Rows from a dataset of pages and code

════

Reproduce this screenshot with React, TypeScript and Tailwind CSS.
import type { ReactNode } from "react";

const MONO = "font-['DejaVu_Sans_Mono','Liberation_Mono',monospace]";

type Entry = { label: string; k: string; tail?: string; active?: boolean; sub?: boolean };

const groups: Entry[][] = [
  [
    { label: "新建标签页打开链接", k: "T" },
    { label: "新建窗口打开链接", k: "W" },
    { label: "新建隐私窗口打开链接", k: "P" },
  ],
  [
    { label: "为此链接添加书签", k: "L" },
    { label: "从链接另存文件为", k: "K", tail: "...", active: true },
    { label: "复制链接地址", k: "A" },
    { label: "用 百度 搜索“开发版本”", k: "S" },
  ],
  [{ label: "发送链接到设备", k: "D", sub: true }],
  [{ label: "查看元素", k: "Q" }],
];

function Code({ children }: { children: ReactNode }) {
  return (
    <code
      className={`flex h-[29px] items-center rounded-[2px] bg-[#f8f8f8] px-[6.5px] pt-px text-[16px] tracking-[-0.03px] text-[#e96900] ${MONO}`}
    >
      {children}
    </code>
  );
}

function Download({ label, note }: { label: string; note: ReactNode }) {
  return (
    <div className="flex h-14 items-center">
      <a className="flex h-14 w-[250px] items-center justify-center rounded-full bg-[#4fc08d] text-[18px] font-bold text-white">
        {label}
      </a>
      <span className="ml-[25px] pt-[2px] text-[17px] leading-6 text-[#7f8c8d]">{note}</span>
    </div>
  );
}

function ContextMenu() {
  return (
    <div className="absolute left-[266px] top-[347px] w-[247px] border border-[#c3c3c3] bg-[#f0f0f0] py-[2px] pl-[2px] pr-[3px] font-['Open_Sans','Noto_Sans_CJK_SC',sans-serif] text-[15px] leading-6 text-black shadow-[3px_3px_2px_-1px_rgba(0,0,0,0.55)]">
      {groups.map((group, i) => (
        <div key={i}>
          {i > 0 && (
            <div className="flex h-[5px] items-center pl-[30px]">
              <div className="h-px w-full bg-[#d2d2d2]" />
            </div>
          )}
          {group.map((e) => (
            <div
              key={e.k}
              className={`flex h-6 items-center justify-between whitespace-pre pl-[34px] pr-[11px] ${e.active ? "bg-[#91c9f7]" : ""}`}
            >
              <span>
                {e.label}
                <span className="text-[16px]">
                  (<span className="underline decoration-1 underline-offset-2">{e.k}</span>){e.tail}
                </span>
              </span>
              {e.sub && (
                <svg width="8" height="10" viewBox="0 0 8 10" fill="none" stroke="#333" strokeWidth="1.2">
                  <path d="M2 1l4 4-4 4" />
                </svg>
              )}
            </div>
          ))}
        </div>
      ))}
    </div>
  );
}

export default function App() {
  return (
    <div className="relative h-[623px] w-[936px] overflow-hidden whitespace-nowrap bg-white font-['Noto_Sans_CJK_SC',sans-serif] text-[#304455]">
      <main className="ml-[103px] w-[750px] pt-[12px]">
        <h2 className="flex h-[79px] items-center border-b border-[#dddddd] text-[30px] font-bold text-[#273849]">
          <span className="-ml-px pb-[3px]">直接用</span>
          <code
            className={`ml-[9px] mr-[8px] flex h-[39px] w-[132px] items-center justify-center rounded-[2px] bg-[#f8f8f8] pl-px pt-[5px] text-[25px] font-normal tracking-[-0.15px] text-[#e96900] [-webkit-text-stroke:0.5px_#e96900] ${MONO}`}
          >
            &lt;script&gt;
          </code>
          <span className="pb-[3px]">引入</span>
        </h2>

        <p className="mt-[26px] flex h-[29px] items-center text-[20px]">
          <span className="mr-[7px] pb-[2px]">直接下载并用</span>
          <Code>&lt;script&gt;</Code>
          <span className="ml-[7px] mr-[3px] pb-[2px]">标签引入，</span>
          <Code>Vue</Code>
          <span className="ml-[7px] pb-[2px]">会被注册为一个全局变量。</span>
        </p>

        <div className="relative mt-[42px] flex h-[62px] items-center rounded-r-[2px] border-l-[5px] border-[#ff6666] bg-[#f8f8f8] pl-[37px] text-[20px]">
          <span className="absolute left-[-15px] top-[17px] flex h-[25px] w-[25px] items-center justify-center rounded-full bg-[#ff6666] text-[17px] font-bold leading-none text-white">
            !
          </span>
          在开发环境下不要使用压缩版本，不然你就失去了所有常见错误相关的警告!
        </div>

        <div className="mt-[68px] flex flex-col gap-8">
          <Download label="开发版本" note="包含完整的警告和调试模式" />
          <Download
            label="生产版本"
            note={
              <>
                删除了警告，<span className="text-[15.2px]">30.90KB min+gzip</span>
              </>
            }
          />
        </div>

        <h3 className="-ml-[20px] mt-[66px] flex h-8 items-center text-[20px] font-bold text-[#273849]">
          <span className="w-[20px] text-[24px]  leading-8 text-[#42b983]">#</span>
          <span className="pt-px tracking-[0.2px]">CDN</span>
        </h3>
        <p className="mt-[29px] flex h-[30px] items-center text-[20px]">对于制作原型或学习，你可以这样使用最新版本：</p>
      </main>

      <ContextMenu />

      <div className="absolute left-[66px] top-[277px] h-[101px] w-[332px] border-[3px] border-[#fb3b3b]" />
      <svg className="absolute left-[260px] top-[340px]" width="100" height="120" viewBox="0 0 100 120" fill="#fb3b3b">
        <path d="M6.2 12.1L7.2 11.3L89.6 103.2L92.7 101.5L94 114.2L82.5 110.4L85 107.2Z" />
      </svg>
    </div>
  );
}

════

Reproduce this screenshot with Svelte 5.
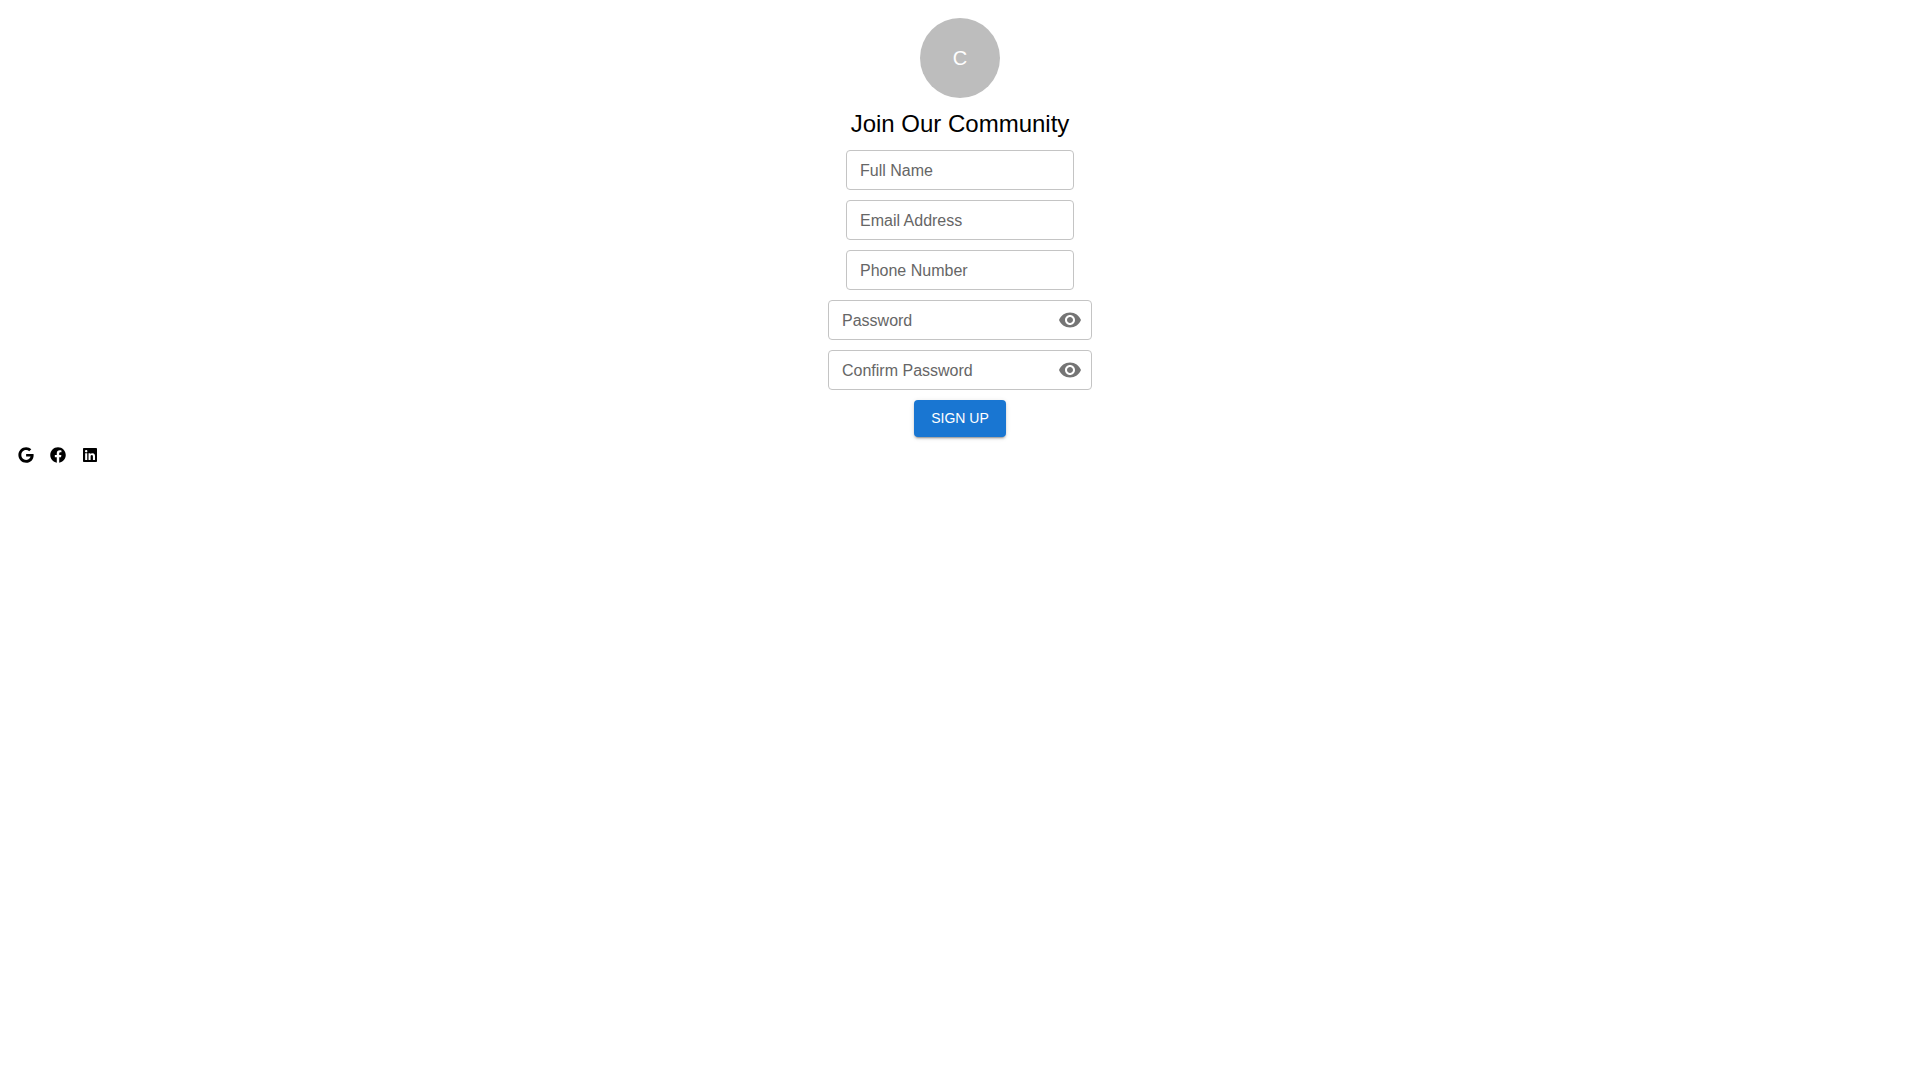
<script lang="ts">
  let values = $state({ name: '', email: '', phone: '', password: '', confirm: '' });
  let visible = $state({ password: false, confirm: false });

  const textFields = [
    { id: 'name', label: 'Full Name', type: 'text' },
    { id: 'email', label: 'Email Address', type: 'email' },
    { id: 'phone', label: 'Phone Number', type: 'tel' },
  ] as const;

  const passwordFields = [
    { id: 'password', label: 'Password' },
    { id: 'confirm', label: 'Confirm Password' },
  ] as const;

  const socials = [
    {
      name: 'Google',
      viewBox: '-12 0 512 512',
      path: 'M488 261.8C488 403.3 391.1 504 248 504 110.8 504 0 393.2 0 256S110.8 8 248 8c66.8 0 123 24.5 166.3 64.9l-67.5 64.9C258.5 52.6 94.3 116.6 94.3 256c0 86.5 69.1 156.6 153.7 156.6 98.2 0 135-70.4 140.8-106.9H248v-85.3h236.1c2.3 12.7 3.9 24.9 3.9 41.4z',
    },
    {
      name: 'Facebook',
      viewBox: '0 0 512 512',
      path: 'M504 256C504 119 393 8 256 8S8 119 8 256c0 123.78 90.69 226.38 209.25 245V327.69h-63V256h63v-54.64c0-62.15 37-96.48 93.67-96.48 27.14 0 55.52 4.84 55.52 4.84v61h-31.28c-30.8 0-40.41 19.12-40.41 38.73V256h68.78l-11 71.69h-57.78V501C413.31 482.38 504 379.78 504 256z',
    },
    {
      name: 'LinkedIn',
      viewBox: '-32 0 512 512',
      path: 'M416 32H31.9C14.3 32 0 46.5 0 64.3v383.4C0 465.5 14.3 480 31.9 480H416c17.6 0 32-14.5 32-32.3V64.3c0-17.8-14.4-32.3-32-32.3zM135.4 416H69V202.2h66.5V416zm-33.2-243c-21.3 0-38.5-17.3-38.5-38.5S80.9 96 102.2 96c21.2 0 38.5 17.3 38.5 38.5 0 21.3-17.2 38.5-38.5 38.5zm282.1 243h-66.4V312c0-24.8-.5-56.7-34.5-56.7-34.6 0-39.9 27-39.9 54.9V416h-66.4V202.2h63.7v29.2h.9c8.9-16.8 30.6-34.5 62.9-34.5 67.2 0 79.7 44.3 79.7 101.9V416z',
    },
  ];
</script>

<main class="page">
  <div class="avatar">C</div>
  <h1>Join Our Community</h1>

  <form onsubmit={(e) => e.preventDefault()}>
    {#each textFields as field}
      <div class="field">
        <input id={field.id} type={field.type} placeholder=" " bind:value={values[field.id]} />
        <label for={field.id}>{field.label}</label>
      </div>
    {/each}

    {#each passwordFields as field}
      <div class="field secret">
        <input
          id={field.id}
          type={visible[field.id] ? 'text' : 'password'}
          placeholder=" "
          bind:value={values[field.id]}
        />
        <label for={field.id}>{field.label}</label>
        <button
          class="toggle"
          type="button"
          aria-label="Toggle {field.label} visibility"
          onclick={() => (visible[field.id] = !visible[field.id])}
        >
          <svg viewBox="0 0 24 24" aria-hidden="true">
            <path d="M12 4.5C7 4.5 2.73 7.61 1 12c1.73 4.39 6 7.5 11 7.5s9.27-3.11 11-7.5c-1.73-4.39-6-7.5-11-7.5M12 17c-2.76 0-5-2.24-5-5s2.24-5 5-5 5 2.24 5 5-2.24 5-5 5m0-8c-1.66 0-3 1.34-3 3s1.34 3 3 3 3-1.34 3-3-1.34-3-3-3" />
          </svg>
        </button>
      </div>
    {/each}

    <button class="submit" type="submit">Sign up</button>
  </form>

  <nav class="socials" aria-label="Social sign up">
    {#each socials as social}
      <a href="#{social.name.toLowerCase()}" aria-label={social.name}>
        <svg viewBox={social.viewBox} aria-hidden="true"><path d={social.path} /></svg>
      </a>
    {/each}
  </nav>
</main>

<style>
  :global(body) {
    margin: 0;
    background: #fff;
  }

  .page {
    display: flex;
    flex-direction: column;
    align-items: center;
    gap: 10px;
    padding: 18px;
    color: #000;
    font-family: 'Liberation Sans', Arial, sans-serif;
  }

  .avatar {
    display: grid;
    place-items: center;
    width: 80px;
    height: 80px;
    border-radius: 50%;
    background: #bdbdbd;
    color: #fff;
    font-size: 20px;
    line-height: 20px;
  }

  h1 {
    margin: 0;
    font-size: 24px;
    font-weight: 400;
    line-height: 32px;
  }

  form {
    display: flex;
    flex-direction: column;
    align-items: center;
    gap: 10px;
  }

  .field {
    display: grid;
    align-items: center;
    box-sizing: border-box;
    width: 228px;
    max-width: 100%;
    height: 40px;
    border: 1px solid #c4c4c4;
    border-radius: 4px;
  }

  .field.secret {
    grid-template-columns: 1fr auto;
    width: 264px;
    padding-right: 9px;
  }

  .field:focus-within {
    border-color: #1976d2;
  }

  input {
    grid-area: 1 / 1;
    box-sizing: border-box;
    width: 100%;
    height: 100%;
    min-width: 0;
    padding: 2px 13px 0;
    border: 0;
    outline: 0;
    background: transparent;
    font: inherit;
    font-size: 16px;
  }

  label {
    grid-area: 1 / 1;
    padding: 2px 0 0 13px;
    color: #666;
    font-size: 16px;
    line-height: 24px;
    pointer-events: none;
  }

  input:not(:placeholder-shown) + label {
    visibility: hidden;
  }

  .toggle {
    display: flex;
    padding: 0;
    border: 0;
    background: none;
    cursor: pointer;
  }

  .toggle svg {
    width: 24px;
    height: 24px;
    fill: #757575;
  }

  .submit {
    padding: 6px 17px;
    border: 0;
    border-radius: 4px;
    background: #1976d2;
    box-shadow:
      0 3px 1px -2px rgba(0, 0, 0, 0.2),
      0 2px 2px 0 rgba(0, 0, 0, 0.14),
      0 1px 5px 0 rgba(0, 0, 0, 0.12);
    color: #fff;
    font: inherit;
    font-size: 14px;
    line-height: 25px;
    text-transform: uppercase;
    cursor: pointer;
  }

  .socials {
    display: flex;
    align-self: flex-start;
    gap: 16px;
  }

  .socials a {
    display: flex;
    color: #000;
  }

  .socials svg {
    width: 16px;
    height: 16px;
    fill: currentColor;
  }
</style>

════

- PROBLEM DESCRIPTION:
In the listing above, find the line with "Reproduce this screenshot with Svelte 5." and the line with "false, confirm: false". Copy exactly those two and every line between, without the pictures.

- CORRECT RESULT:
Reproduce this screenshot with Svelte 5.
<script lang="ts">
  let values = $state({ name: '', email: '', phone: '', password: '', confirm: '' });
  let visible = $state({ password: false, confirm: false });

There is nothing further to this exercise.